China brewer Tsingtao posts steepest profit drop in 20 years

SHANGHAI, March 30 (Reuters) - China's Tsingtao Brewery Co

posted its steepest annual net profit

decline in two decades on Thursday after a second successive

year of declining returns amid rising costs, weak consumption

and tough competition.

The brewer, China's second-largest by volume, said in a

stock exchange filing that 2016 net profit fell by 39.1 percent

to 1.04 billion yuan ($151 million). That compared with an

average forecast of an 8.3 percent fall in a Reuters poll of 19

analysts.

China's beer market is the world's largest, but profits are

slim because of the thin margins on the light beer preferred by

Chinese consumers.

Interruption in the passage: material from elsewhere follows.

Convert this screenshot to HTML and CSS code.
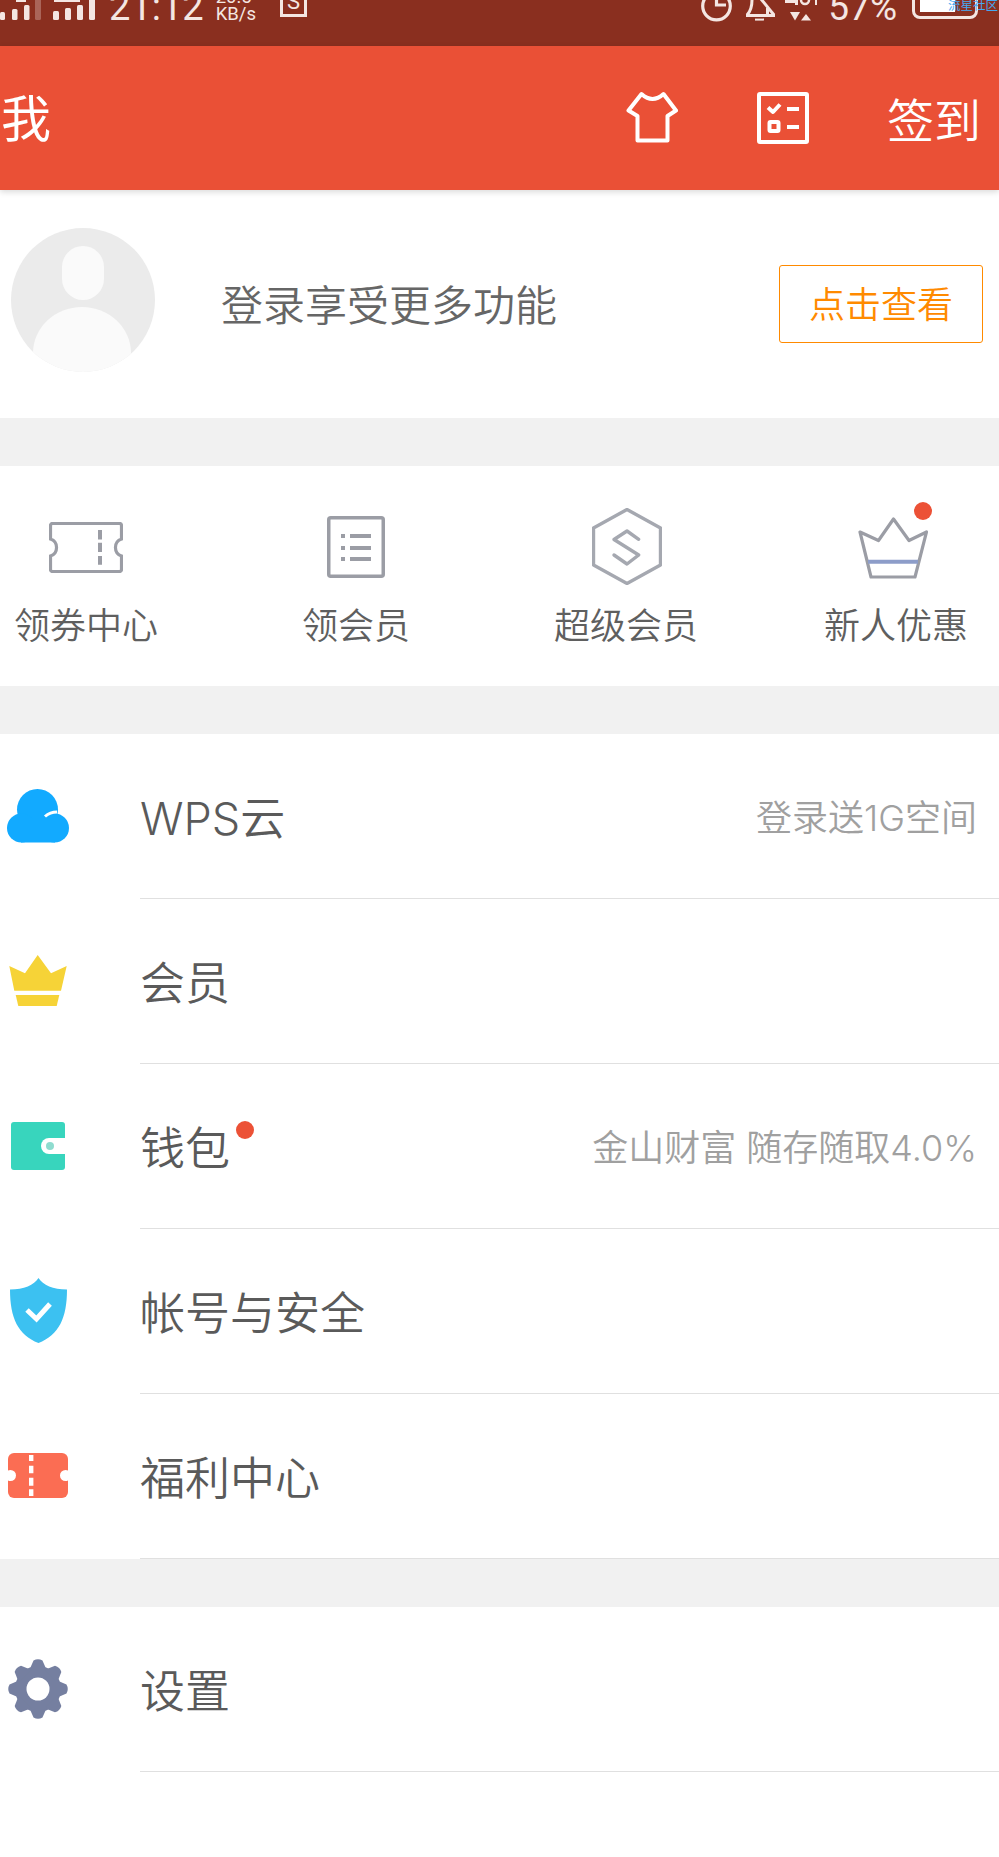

However, a push into premium beers, including

the nascent but fast-growing craft beer market, offers the

promise of frothier returns.

"The overall consumption market was still weak," Tsingtao

said in a filing to the Shanghai stock exchange, pointing to

stagnant growth in mid to high-end catering and unusually poor

weather hitting demand for beer.

The brewer said that profit was also weighed down by

expiration of a preferential tax rate.

Having flagged the likely drop in full-year net profit

earlier in the month, the company reported revenue down 5.5

percent at 26.1 billion yuan, slightly below forecasts.

China Resources Beer Holdings Co, Tsingtao's main

domestic rival and owner of the popular Snow beer brand, this

month reported its first annual profit in three years.